Sofia is generally a very safe city for tourists, including solo travellers and women travelling alone. Violent crime targeting visitors is rare. The main risks are petty theft in crowded areas like the Women's Market and central tram stops, and the taxi overcharging scam described above. The city centre is well lit and lively until late at night, and the metro and trams are reliable even after midnight on weekends. Standard urban-travel precautions — money belt, awareness of surroundings, keeping phone out of sight on crowded trams — are all that is reasonably needed.
Can I drink the tap water in Sofia?
Sofia tap water is officially classified as safe to drink and meets EU standards. It is treated and monitored, and most locals drink it without hesitation. That said, the water has a slightly mineral taste due to the local source, and some visitors with sensitive stomachs prefer bottled water during the first couple of days. You will notice public outdoor mineral-water fountains near the old Mineral Baths — these are completely safe and free to drink from, and a Sofia travel tradition.
What is the best time to visit Sofia?
The best time to visit Sofia is between April and September, when days are warm to hot, skies are reliably blue and the full range of outdoor activities — including Vitosha hiking and outdoor dining — is available. May and June offer the ideal balance of pleasant temperatures (18–25°C), manageable crowds and the most active events calendar, including the Sofia Film Festival and Design Week. September is excellent for golden light and hiking on Vitosha before the first autumn chill. July and August are the hottest months and slightly busier, but Sofia never reaches the suffocating summer crowds of Prague or Dubrovnik.
How many days do you need in Sofia?
Three days is enough to cover Sofia's essential highlights — the Serdica Roman ruins, Alexander Nevsky Cathedral, Boyana Church and a half-day Vitosha hike — without feeling rushed. Four to five days allows you to add a day trip to either Plovdiv or Rila Monastery, explore Sofia's neighbourhood food scenes at a relaxed pace and squeeze in the National History Museum properly. For travellers using Sofia as a base for deeper Bulgarian exploration — adding Koprivshtitsa, Bansko and the Black Sea coast — a week to ten days opens up a genuinely rich and varied itinerary. Even on a three-day Sofia itinerary, the city rarely feels crowded or exhausting.

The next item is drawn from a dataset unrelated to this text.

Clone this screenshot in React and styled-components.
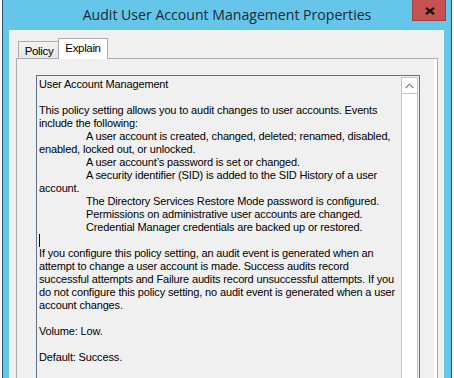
import React from "react";
import styled, { createGlobalStyle } from "styled-components";

const Global = createGlobalStyle`
  html, body { margin: 0; padding: 0; background: #ffffff; overflow: hidden; }
  body { width: 454px; height: 378px; }
  * { box-sizing: border-box; }
`;

const Screen = styled.div`
  display: flex;
  width: 454px;
  height: 378px;
  overflow: hidden;
  background: #fbfbfb;
`;

const Window = styled.div`
  margin-left: 2px;
  width: 450px;
  height: 420px;
  flex: none;
  background: #66c6ea;
  border-left: 1px solid #2c4d62;
  border-right: 1px solid #2c4d62;
  display: flex;
  flex-direction: column;
`;

const TitleBar = styled.div`
  height: 30px;
  display: grid;
  grid-template-columns: 1fr auto 1fr;
  flex: none;
`;

const Title = styled.div`
  grid-column: 2;
  font-family: "Open Sans", "Noto Sans", sans-serif;
  font-size: 14.1px;
  color: #1b2a38;
  line-height: 30px;
  white-space: nowrap;
`;

const CloseButton = styled.div`
  grid-column: 3;
  justify-self: end;
  align-self: start;
  margin-right: 5px;
  width: 34px;
  height: 21px;
  background: #c75050;
  border: 1px solid #9c4040;
  border-top: none;
  display: flex;
  align-items: center;
  justify-content: center;
  padding-left: 2px;
  padding-top: 1px;
`;

const Client = styled.div`
  margin: 0 7px 0 6px;
  flex: 1;
  background: #f0f0f0;
  border: 1px solid #edf2f5;
  border-bottom: none;
  padding: 0 5px 0 6px;
  display: flex;
  flex-direction: column;
`;

const TabRow = styled.div`
  height: 27px;
  display: flex;
  align-items: flex-end;
  padding-left: 2px;
  flex: none;
`;

const Tab = styled.div`
  position: relative;
  z-index: ${(p) => (p.$active ? 2 : 1)};
  height: ${(p) => (p.$active ? "21px" : "17px")};
  width: ${(p) => (p.$active ? "50px" : "40px")};
  margin-bottom: ${(p) => (p.$active ? "-1px" : "0")};
  background: ${(p) =>
    p.$active ? "#ffffff" : "linear-gradient(#f2f2f2, #e6e6e6)"};
  border: 1px solid #acacac;
  border-bottom: none;
  border-right: ${(p) => (p.$active ? "1px solid #acacac" : "none")};
  font-family: "Liberation Sans", Arial, sans-serif;
  font-size: 11.5px;
  letter-spacing: -0.35px;
  color: #000;
  display: flex;
  justify-content: center;
  align-items: ${(p) => (p.$active ? "flex-start" : "center")};
  padding-top: ${(p) => (p.$active ? "3px" : "1px")};
  padding-left: ${(p) => (p.$active ? "0" : "1px")};
`;

const Pane = styled.div`
  flex: 1;
  border: 1px solid #adadad;
  border-bottom: none;
  background: #f0f0f0;
  box-shadow: inset -3px 0 0 #ffffff;
  padding: 16px 17px 0 19px;
`;

const TextBox = styled.div`
  height: 330px;
  border: 1px solid #5f7287;
  background: #f0f0f0;
  display: flex;
`;

const TextArea = styled.div`
  flex: 1;
  padding: 2px 0 0 2px;
  font-family: "Liberation Sans", Arial, sans-serif;
  font-size: 11px;
  letter-spacing: -0.15px;
  line-height: 13px;
  color: #000;
  overflow: hidden;
`;

const Line = styled.div`
  height: 13px;
  white-space: pre;
  padding-left: ${(p) => (p.$indent ? "47px" : "0")};
`;

const Caret = styled.span`
  display: inline-block;
  width: 1px;
  height: 13px;
  background: #000;
  vertical-align: top;
`;

const ScrollBar = styled.div`
  width: 17px;
  margin: 1px 1px 0 0;
  background: #ffffff;
  border-left: 1px solid #c4c4c4;
  border-right: 1px solid #c4c4c4;
  display: flex;
  flex-direction: column;
  flex: none;
`;

const ScrollButton = styled.div`
  height: 17px;
  border-top: 1px solid #c4c4c4;
  border-bottom: 1px solid #c4c4c4;
  display: flex;
  align-items: center;
  justify-content: center;
`;

const lines = [
  { t: "User Account Management" },
  { t: "" },
  { t: "This policy setting allows you to audit changes to user accounts. Events" },
  { t: "include the following:" },
  { t: "A user account is created, changed, deleted; renamed, disabled,", i: true },
  { t: "enabled, locked out, or unlocked." },
  { t: "A user account\u2019s password is set or changed.", i: true },
  { t: "A security identifier (SID) is added to the SID History of a user", i: true },
  { t: "account." },
  { t: "The Directory Services Restore Mode password is configured.", i: true },
  { t: "Permissions on administrative user accounts are changed.", i: true },
  { t: "Credential Manager credentials are backed up or restored.", i: true },
  { caret: true },
  { t: "If you configure this policy setting, an audit event is generated when an" },
  { t: "attempt to change a user account is made. Success audits record" },
  { t: "successful attempts and Failure audits record unsuccessful attempts. If you" },
  { t: "do not configure this policy setting, no audit event is generated when a user" },
  { t: "account changes." },
  { t: "" },
  { t: "Volume: Low." },
  { t: "" },
  { t: "Default: Success." },
];

export default function App() {
  return (
    <>
      <Global />
      <Screen>
        <Window>
          <TitleBar>
            <Title>Audit User Account Management Properties</Title>
            <CloseButton>
              <svg width="10" height="8" viewBox="0 0 10 8">
                <path d="M1 0.8 L9 7.2 M9 0.8 L1 7.2" stroke="#141414" strokeWidth="2.2" fill="none" />
              </svg>
            </CloseButton>
          </TitleBar>
          <Client>
            <TabRow>
              <Tab>Policy</Tab>
              <Tab $active>Explain</Tab>
            </TabRow>
            <Pane>
              <TextBox>
                <TextArea>
                  {lines.map((l, idx) => (
                    <Line key={idx} $indent={l.i}>
                      {l.caret ? <Caret /> : l.t}
                    </Line>
                  ))}
                </TextArea>
                <ScrollBar>
                  <ScrollButton>
                    <svg width="9" height="6" viewBox="0 0 9 6">
                      <path d="M0.8 5 L4.5 1.2 L8.2 5" stroke="#7a7a7a" strokeWidth="1.1" fill="none" />
                    </svg>
                  </ScrollButton>
                </ScrollBar>
              </TextBox>
            </Pane>
          </Client>
        </Window>
      </Screen>
    </>
  );
}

Sofia vs Bucharest — which should you choose?
Both Sofia and Bucharest are underrated Eastern European capitals with exceptional value, but they offer quite different experiences. Sofia has a more intimate scale — it feels manageable and walkable in a way that Bucharest, with its vast Soviet boulevards, does not. Sofia's trump cards are the immediate mountain access (Vitosha is simply extraordinary), the concentration of well-preserved Roman archaeology, and a more developed specialty-coffee and craft-beer scene. Bucharest wins on sheer architectural drama — Ceaușescu's Palace of the Parliament is a jaw-dropping spectacle — and on nightlife, which is arguably more intense. Choose Sofia if you want hiking, ancient history and a relaxed pace; choose Bucharest if you want grand urban drama and longer party nights.
Do people speak English in Sofia?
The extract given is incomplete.